The Power of Comparative Reasoning
Jay Yagnik, Dennis Strelow, David Ross, Ruei-Sung Lin. ICCV 2011. [PDF]

P.S. If you're a fellow vision blogger, then come find me in Barcelona@iccv2011 -- we'll go brag a beer.


  1. +1 on the post, having interned at Google twice in Steve Seitz's group. Here are some more Google papers from recent CVPR:

    (Youtube video stabilization is particularly impressive)

  2. Thanks Rahul!

    The face constraint for video stabilization is really cool! I know Matthias Grundmann because he interned at Google during the Summer of 2008 (when I was there).

    If anybody knows any more super cool vision@google papers, let me know.

  3. I not a googler, but I do have something that may solve your c++ woes.

    I read your last post (Exemplar-SVM) and am now a subscriber.

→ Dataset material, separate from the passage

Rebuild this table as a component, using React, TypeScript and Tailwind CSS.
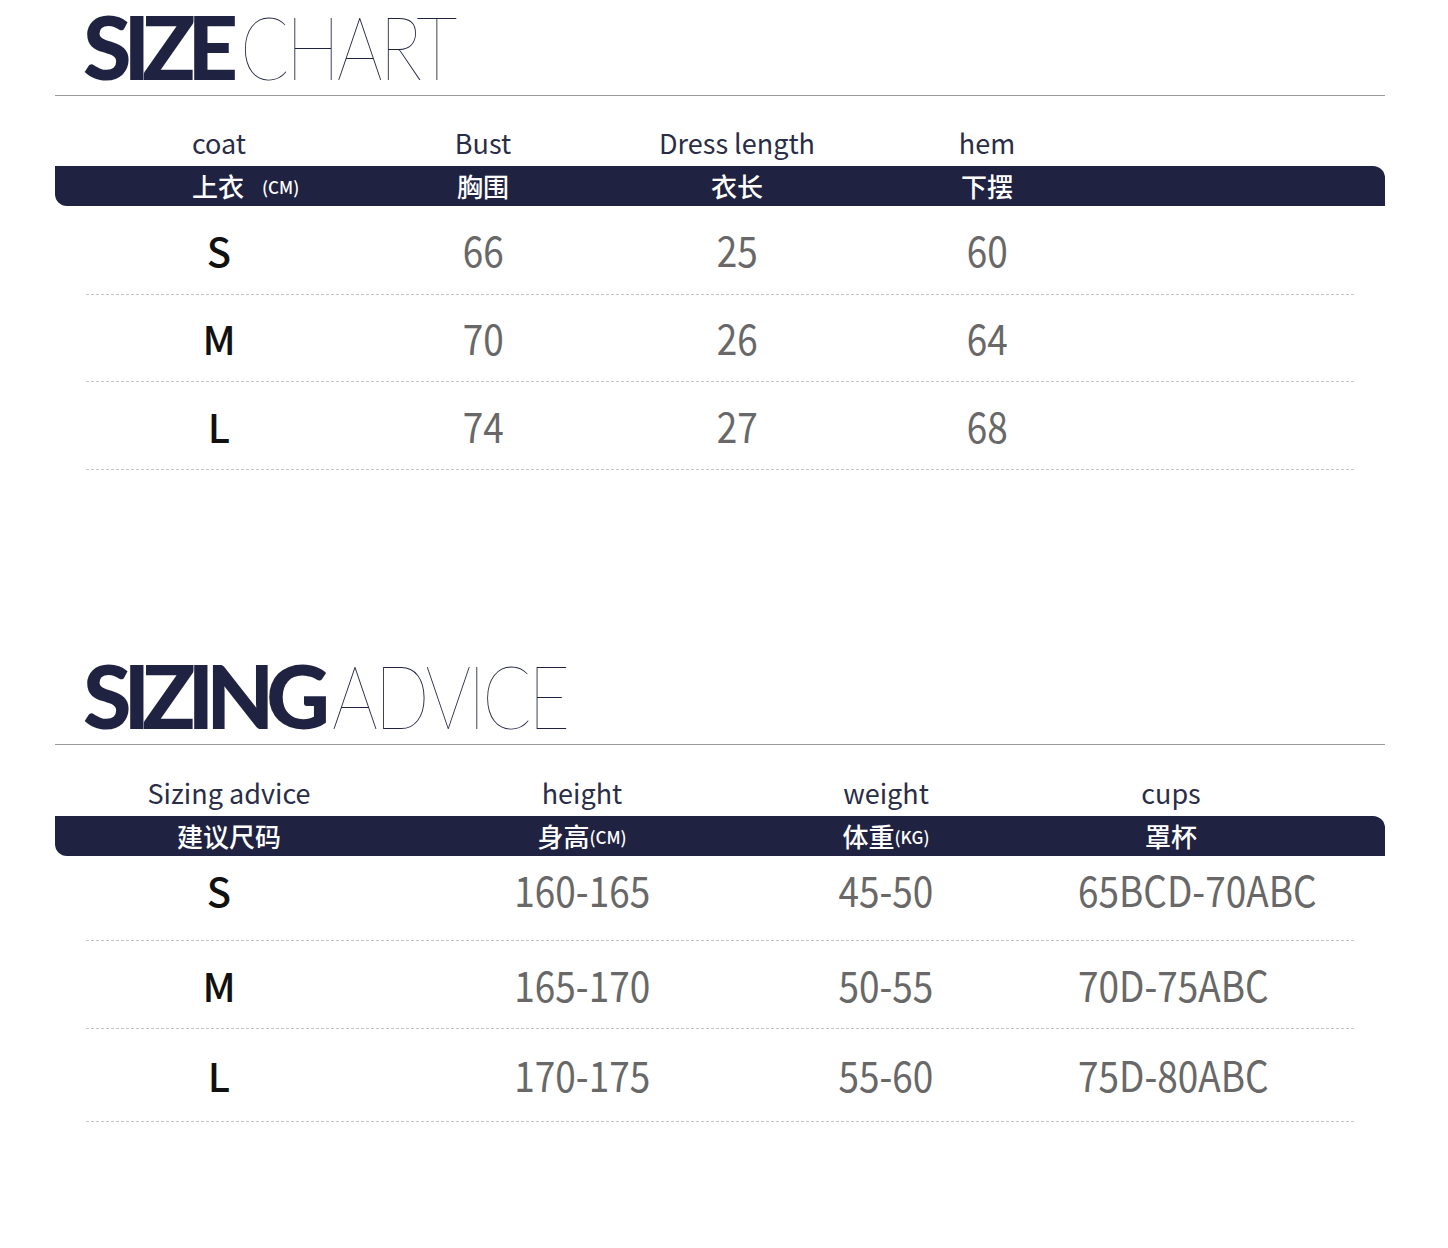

    I've been working with some people on a new open source cross platform vision library:

    We are aiming to help get rid of some of the c++, IDE, config issues, and just let people start working on vision applications.

    If you would like to publish your code in addition to papers I encourage you to join in with us and help make it an awesome open source framework for vision.

  4. Hey X,
    I really like the idea behind your simplecv project, I've forked it on github and will take a look at it once I settle down in my new academic institution. This week has been my moving week and I won't get a chance to put my coding-hat back on until next week. I'm planning a post about vision tools/technologies and I might mention your project.

    I'm definitely excited about the opportunity to collaborate on vision frameworks because throughout my PhD I've written way too many frameworks as part of different recognition projects. The experience has been great, but I don't want the future generation of students to spend too much time doing the framework engineering (its not easy!). Giving the next generation a simple and great framework will enable them to produce cool stuff much faster.

  5. interesting article. I have to write and test my code in C++ (OpenCV) unlike others (I deal with vision problems on embedded platforms like beagle board). It takes longer to debug the programs though.